Problem details:
Please set down all the lines beneath this one exactly, without the pictures.

Data extract:
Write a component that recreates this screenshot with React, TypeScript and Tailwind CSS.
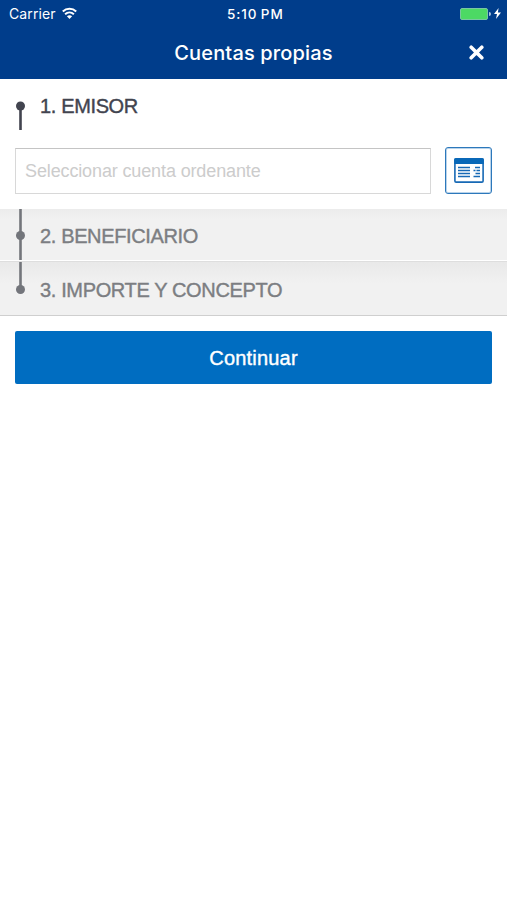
function StatusBar() {
    return (
        <div className="relative flex h-[27px] items-center justify-between pl-[9px] pr-[6px] text-white">
            <div className="flex items-center gap-[6px]">
                <span className="text-[14px] leading-none tracking-[0.1px]">Carrier</span>
                <svg className="-mt-px" width="15" height="12" viewBox="0 0 15 12" fill="none" stroke="currentColor" strokeWidth="2">
                    <path d="M0.8 4.5C4.6 0.8 10.4 0.8 14.2 4.5" />
                    <path d="M3.1 7.2C5.7 4.8 9.3 4.8 11.9 7.2" />
                    <path d="M7.5 12L4.9 9.3C6.4 8 8.6 8 10.1 9.3Z" fill="currentColor" stroke="none" />
                </svg>
            </div>
            <span className="absolute left-[227px] top-[7px] text-[13.5px] font-medium leading-[14px] tracking-[0.9px] [word-spacing:-1px]">5:10 PM</span>
            <div className="flex items-center">
                <div className="h-[12px] w-[28px] rounded-[2px] border border-[#79c6a2] bg-[#4cd964]" />
                <div className="ml-px h-[4px] w-[2px] rounded-r-full bg-[#a9c5df]" />
                <svg className="ml-[3px]" width="7" height="11" viewBox="0 0 7 11" fill="currentColor">
                    <path d="M4.6 0L0 6H3L2 11L7 4.6H3.9Z" />
                </svg>
            </div>
        </div>
    );
}

function Header() {
    return (
        <header className="h-[79px] bg-[#003d8b] font-['Inter',sans-serif]">
            <StatusBar />
            <div className="relative flex h-[51px] items-center justify-center text-white">
                <h1 className="text-[20px] font-medium leading-none tracking-[0.15px]">Cuentas propias</h1>
                <button aria-label="Cerrar" className="absolute right-[23px] top-[18px]">
                    <svg width="15" height="15" viewBox="0 0 15 15" stroke="currentColor" strokeWidth="3.6" strokeLinecap="round">
                        <path d="M2.2 2.2L12.8 12.8M12.8 2.2L2.2 12.8" />
                    </svg>
                </button>
            </div>
        </header>
    );
}

function AccountIcon() {
    return (
        <svg width="30" height="25" viewBox="0 0 30 25" fill="none">
            <rect x="0.9" y="0.9" width="28.2" height="23.2" rx="1.2" stroke="#1769b5" strokeWidth="1.6" />
            <path d="M0.2 1.5Q0.2 0.2 1.5 0.2H28.5Q29.8 0.2 29.8 1.5V6H0.2Z" fill="#0868b8" />
            <path d="M4 9.5H16M4 12.5H16M4 15.5H16M4 18.5H16" stroke="#1769b5" strokeWidth="1.6" />
            <path d="M21 9.5H26M19.5 12.5H21.5M22.5 12.5H26M21.5 15.5H26M19.5 18.5H26" stroke="#1769b5" strokeWidth="1.6" />
        </svg>
    );
}

export default function App() {
    return (
        <div className="min-h-[900px] w-full bg-white font-['Liberation_Sans',Arial,sans-serif]">
            <Header />

            {/* Emisor */}
            <section className="h-[130px] px-[15px]">
                <div className="flex h-[69px] text-[#42444f]">
                    <svg className="mt-[22px]" width="11" height="29" viewBox="0 0 11 29" fill="currentColor">
                        <circle cx="5.5" cy="5" r="4.5" />
                        <rect x="4.2" y="5" width="2.6" height="24" />
                    </svg>
                    <h2 className="ml-[14px] mt-[15px] text-[20px] leading-[25px] tracking-[-0.36px] [-webkit-text-stroke:0.4px]">1. EMISOR</h2>
                </div>
                <div className="flex gap-[14px]">
                    <input
                        type="text"
                        placeholder="Seleccionar cuenta ordenante"
                        className="h-[46px] w-[416px] border border-[#d8d8d8] border-t-[#c4c4c4] bg-white px-[9px] text-[18px] tracking-[-0.13px] outline-none placeholder:text-[#cccccc]"
                    />
                    <button aria-label="Elegir cuenta" className="-mt-px flex h-[47px] w-[47px] items-center justify-center rounded-[3px] border border-[#2c78bb] bg-white shadow-[inset_0_0_0_1px_#b9d3ea]">
                        <AccountIcon />
                    </button>
                </div>
            </section>

            {/* Pasos pendientes */}
            <div className="text-[20px] tracking-[-0.36px] text-[#7c7e82]">
                <div className="flex h-[52px] border-b border-white bg-gradient-to-b from-[#ececec] to-[#f1f1f1] to-20% pl-[15px]">
                    <svg width="11" height="51" viewBox="0 0 11 51" fill="#73757b">
                        <circle cx="5.5" cy="26.5" r="4.5" />
                        <rect x="4.2" width="2.6" height="51" />
                    </svg>
                    <h2 className="ml-[14px] mt-[15px] leading-[25px] [-webkit-text-stroke:0.4px]">2. BENEFICIARIO</h2>
                </div>
                <div className="flex h-[55px] border-b border-t border-b-[#cfcfcf] border-t-[#dedede] bg-gradient-to-b from-[#e9e9e9] to-[#f1f1f1] to-40% pl-[15px]">
                    <svg width="11" height="53" viewBox="0 0 11 53" fill="#73757b">
                        <circle cx="5.5" cy="27.5" r="4.5" />
                        <rect x="4.2" width="2.6" height="27" />
                    </svg>
                    <h2 className="ml-[14px] mt-[16px] leading-[25px] [-webkit-text-stroke:0.4px]">3. IMPORTE Y CONCEPTO</h2>
                </div>
            </div>

            <div className="px-[15px] pt-[15px]">
                <button className="h-[53px] w-full rounded-[2px] bg-[#006dc1] text-[20px] tracking-[0.2px] text-white [-webkit-text-stroke:0.4px]">
                    Continuar
                </button>
            </div>
        </div>
    );
}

Worked answer:
Write a component that recreates this screenshot with React, TypeScript and Tailwind CSS.
function StatusBar() {
    return (
        <div className="relative flex h-[27px] items-center justify-between pl-[9px] pr-[6px] text-white">
            <div className="flex items-center gap-[6px]">
                <span className="text-[14px] leading-none tracking-[0.1px]">Carrier</span>
                <svg className="-mt-px" width="15" height="12" viewBox="0 0 15 12" fill="none" stroke="currentColor" strokeWidth="2">
                    <path d="M0.8 4.5C4.6 0.8 10.4 0.8 14.2 4.5" />
                    <path d="M3.1 7.2C5.7 4.8 9.3 4.8 11.9 7.2" />
                    <path d="M7.5 12L4.9 9.3C6.4 8 8.6 8 10.1 9.3Z" fill="currentColor" stroke="none" />
                </svg>
            </div>
            <span className="absolute left-[227px] top-[7px] text-[13.5px] font-medium leading-[14px] tracking-[0.9px] [word-spacing:-1px]">5:10 PM</span>
            <div className="flex items-center">
                <div className="h-[12px] w-[28px] rounded-[2px] border border-[#79c6a2] bg-[#4cd964]" />
                <div className="ml-px h-[4px] w-[2px] rounded-r-full bg-[#a9c5df]" />
                <svg className="ml-[3px]" width="7" height="11" viewBox="0 0 7 11" fill="currentColor">
                    <path d="M4.6 0L0 6H3L2 11L7 4.6H3.9Z" />
                </svg>
            </div>
        </div>
    );
}

function Header() {
    return (
        <header className="h-[79px] bg-[#003d8b] font-['Inter',sans-serif]">
            <StatusBar />
            <div className="relative flex h-[51px] items-center justify-center text-white">
                <h1 className="text-[20px] font-medium leading-none tracking-[0.15px]">Cuentas propias</h1>
                <button aria-label="Cerrar" className="absolute right-[23px] top-[18px]">
                    <svg width="15" height="15" viewBox="0 0 15 15" stroke="currentColor" strokeWidth="3.6" strokeLinecap="round">
                        <path d="M2.2 2.2L12.8 12.8M12.8 2.2L2.2 12.8" />
                    </svg>
                </button>
            </div>
        </header>
    );
}

function AccountIcon() {
    return (
        <svg width="30" height="25" viewBox="0 0 30 25" fill="none">
            <rect x="0.9" y="0.9" width="28.2" height="23.2" rx="1.2" stroke="#1769b5" strokeWidth="1.6" />
            <path d="M0.2 1.5Q0.2 0.2 1.5 0.2H28.5Q29.8 0.2 29.8 1.5V6H0.2Z" fill="#0868b8" />
            <path d="M4 9.5H16M4 12.5H16M4 15.5H16M4 18.5H16" stroke="#1769b5" strokeWidth="1.6" />
            <path d="M21 9.5H26M19.5 12.5H21.5M22.5 12.5H26M21.5 15.5H26M19.5 18.5H26" stroke="#1769b5" strokeWidth="1.6" />
        </svg>
    );
}

export default function App() {
    return (
        <div className="min-h-[900px] w-full bg-white font-['Liberation_Sans',Arial,sans-serif]">
            <Header />

            {/* Emisor */}
            <section className="h-[130px] px-[15px]">
                <div className="flex h-[69px] text-[#42444f]">
                    <svg className="mt-[22px]" width="11" height="29" viewBox="0 0 11 29" fill="currentColor">
                        <circle cx="5.5" cy="5" r="4.5" />
                        <rect x="4.2" y="5" width="2.6" height="24" />
                    </svg>
                    <h2 className="ml-[14px] mt-[15px] text-[20px] leading-[25px] tracking-[-0.36px] [-webkit-text-stroke:0.4px]">1. EMISOR</h2>
                </div>
                <div className="flex gap-[14px]">
                    <input
                        type="text"
                        placeholder="Seleccionar cuenta ordenante"
                        className="h-[46px] w-[416px] border border-[#d8d8d8] border-t-[#c4c4c4] bg-white px-[9px] text-[18px] tracking-[-0.13px] outline-none placeholder:text-[#cccccc]"
                    />
                    <button aria-label="Elegir cuenta" className="-mt-px flex h-[47px] w-[47px] items-center justify-center rounded-[3px] border border-[#2c78bb] bg-white shadow-[inset_0_0_0_1px_#b9d3ea]">
                        <AccountIcon />
                    </button>
                </div>
            </section>

            {/* Pasos pendientes */}
            <div className="text-[20px] tracking-[-0.36px] text-[#7c7e82]">
                <div className="flex h-[52px] border-b border-white bg-gradient-to-b from-[#ececec] to-[#f1f1f1] to-20% pl-[15px]">
                    <svg width="11" height="51" viewBox="0 0 11 51" fill="#73757b">
                        <circle cx="5.5" cy="26.5" r="4.5" />
                        <rect x="4.2" width="2.6" height="51" />
                    </svg>
                    <h2 className="ml-[14px] mt-[15px] leading-[25px] [-webkit-text-stroke:0.4px]">2. BENEFICIARIO</h2>
                </div>
                <div className="flex h-[55px] border-b border-t border-b-[#cfcfcf] border-t-[#dedede] bg-gradient-to-b from-[#e9e9e9] to-[#f1f1f1] to-40% pl-[15px]">
                    <svg width="11" height="53" viewBox="0 0 11 53" fill="#73757b">
                        <circle cx="5.5" cy="27.5" r="4.5" />
                        <rect x="4.2" width="2.6" height="27" />
                    </svg>
                    <h2 className="ml-[14px] mt-[16px] leading-[25px] [-webkit-text-stroke:0.4px]">3. IMPORTE Y CONCEPTO</h2>
                </div>
            </div>

            <div className="px-[15px] pt-[15px]">
                <button className="h-[53px] w-full rounded-[2px] bg-[#006dc1] text-[20px] tracking-[0.2px] text-white [-webkit-text-stroke:0.4px]">
                    Continuar
                </button>
            </div>
        </div>
    );
}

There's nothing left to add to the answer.